3.4. De restwaarde van een bedrijfsmiddel moet schattenderwijs worden bepaald op de waarde die dat bedrijfsmiddel bij de beëindiging van het gebruik door de belastingplichtige in elk geval zal hebben.
Goed koopmansgebruik vereist niet dat bij de bepaling van de restwaarde rekening wordt gehouden met - bijvoorbeeld ten gevolge van te verwachten inflatie - wellicht waarschijnlijke, maar nog niet zekere toekomstige waardestijgingen van het bedrijfsmiddel. Indien met die mogelijke toekomstige waardestijgingen rekening zou worden gehouden, zou de jaarwinst - door middel van een lagere afschrijving - worden verhoogd ten gevolge van nog niet plaatsgevonden hebbende waardestijgingen. Goed koopmansgebruik verplicht niet tot een dergelijk vooruitlopen op toekomstige waardestijgingen. Hierop stuit het middel af.
4. Proceskosten
De Staatssecretaris van Financiën zal worden veroordeeld in de kosten van het geding in cassatie.
5. Beslissing
De Hoge Raad:
verklaart het beroep ongegrond, en
veroordeelt de Staatssecretaris van Financiën in de kosten van het geding in cassatie aan de zijde van belanghebbende, vastgesteld op € 644 voor beroepsmatig verleende rechtsbijstand, en wijst de Staat aan als de rechtspersoon die deze kosten moet vergoeden.

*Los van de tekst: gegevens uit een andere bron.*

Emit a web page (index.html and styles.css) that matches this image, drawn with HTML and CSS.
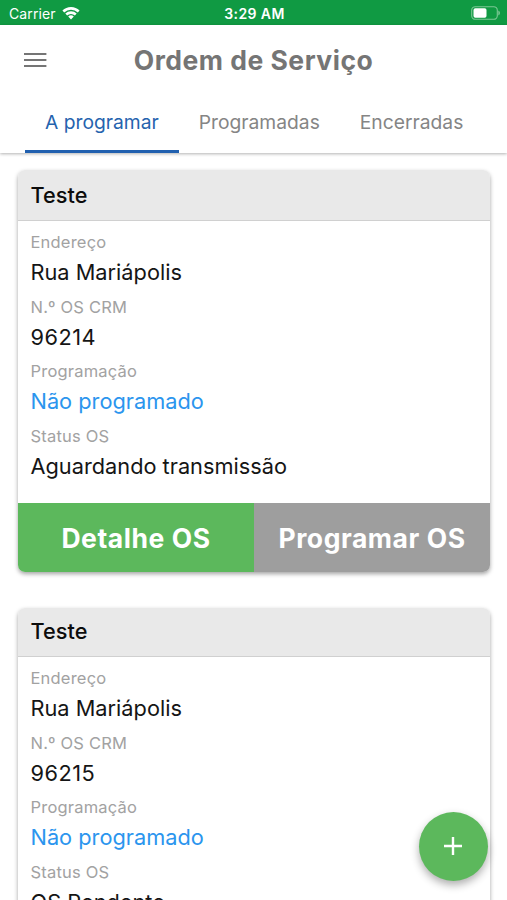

Dit arrest is gewezen door de raadsheer F.W.G.M. van Brunschot als voorzitter, en de raadsheren P.J. van Amersfoort, C.B. Bavinck, A.R. Leemreis en J.W.M. Tijnagel in tegenwoordigheid van de waarnemend griffier E. Cichowski, en in het openbaar uitgesproken op 10 augustus 2007.
Van de Staat wordt ter zake van het door de Staatssecretaris van Financiën ingestelde beroep in cassatie een griffierecht geheven van € 428.